Every so often a story does something that looks like a continuity problem… and ends up revealing a deeper kind of design.
The Influence Character disappears.
Sometimes it’s petty. Someone storms off to London after a fight and the relationship goes cold. Sometimes it’s logistical. The mission goes sideways, the crew gets reshuffled, and the person who used to “be” the influence is suddenly not in the picture. Sometimes it’s cosmic. Separation becomes so absolute it’s basically mythic—two people living in the same story, but no longer living in the same room, the same city, or even the same world.
And if you’ve been treating the Influence Character as a fixed cast member—that person, that face, that voice—this creates a real anxiety: what happens to the story’s pressure field when the pressure source leaves?
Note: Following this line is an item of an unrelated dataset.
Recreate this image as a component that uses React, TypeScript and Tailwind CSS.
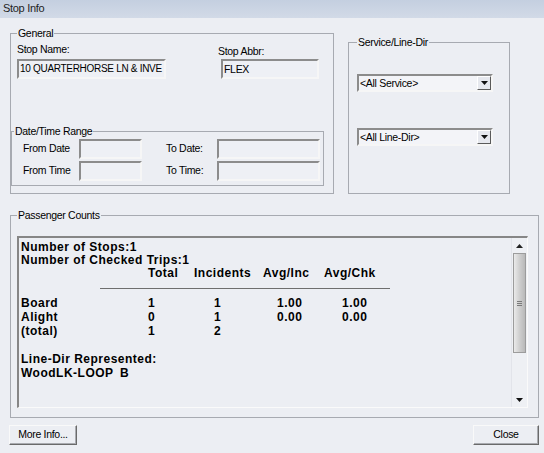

Dramatica has a surprisingly practical answer: the Influence Character isn’t primarily a person. It’s a perspective. It’s a way of looking at the central personal issue that the Main Character cannot easily shake, because it keeps showing up—whether or not the original carrier of it is physically present.
That’s why the Influence Character Perspective can hand off.
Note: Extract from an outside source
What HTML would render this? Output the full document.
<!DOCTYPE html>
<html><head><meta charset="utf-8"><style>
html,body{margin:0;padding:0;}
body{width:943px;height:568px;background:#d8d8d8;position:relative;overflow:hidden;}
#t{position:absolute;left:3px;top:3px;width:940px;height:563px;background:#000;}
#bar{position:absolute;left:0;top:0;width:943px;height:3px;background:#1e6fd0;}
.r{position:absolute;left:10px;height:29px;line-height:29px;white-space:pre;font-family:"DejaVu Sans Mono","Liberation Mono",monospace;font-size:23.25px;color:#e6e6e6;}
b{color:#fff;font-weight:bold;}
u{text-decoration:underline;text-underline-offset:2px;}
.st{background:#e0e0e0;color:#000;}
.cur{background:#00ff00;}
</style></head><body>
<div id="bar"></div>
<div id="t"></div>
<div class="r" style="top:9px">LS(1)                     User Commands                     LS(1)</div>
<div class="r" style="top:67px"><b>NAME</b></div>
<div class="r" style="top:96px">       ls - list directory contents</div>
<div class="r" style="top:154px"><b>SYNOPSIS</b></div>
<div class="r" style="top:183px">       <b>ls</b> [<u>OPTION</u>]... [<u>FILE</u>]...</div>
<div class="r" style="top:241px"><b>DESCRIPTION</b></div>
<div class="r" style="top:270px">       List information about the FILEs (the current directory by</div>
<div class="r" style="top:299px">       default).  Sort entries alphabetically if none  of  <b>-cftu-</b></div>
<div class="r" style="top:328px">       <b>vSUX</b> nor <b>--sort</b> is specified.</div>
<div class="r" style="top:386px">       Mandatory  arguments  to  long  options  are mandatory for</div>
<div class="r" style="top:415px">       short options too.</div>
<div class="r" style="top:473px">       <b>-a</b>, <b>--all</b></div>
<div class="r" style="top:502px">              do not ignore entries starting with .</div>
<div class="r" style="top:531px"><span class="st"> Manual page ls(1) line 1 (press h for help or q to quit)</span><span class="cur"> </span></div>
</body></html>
Not in a gimmicky “twist” way. In a structural way. The argument stays. The presence changes.
If you’ve ever watched a story keep haunting its Main Character with the same fundamental pressure even after the “Influence Character” is gone, you’ve seen the effect. The story has essentially said: you don’t get to escape this just because you escaped them.
And it’s one of the most life-like things narrative can do, because that’s how influence actually works. People leave. Ideas don’t. The pressure keeps going. It just finds a new voice.
Hamnet: Desire doesn’t leave when Will does
Look at what the Dramatica Platform calls out in Hamnet.
Agnes is anchored in Ability—being capable, being responsible, being the one who can handle things… until capability becomes a kind of trap. She’s a healer. She’s judged for it. She’s needed for it. And when tragedy strikes, “being capable” turns into the very thing she’s forced to interrogate.
William, as Influence Character, comes at her from Desire—wanting something better, wanting a bigger life, wanting the future instead of the present. His pressure isn’t evil. It isn’t sabotage. It’s the seductive insistence that the life Agnes is holding together is too small, too contained, too resigned.
Then he’s gone.
And here’s where a less structurally aware story might soften. It might give Agnes relief. It might let her settle back into her own logic because the agitator has left the room.
But Hamnet doesn’t do that, because the story isn’t actually about “how Agnes handles William.” It’s about how Agnes handles the pull of Desire against her reliance on Ability.
So Desire stays.
It stays by handing off to Mary—who embodies the same essential pressure through a different social instrument. William’s Desire is aspiration and future-making. Mary’s Desire is propriety, status, advancement, and the demand to be respectable. Different vibe. Same push. The same fundamental insistence that Agnes should want something other than what her strange, inward capability is trying to do.
In other words: Will can leave for London, but Desire doesn’t leave the story.
It just changes hands.
And this is where it helps to say something that still trips up even experienced writers: the Influence Character is not “the antagonist.”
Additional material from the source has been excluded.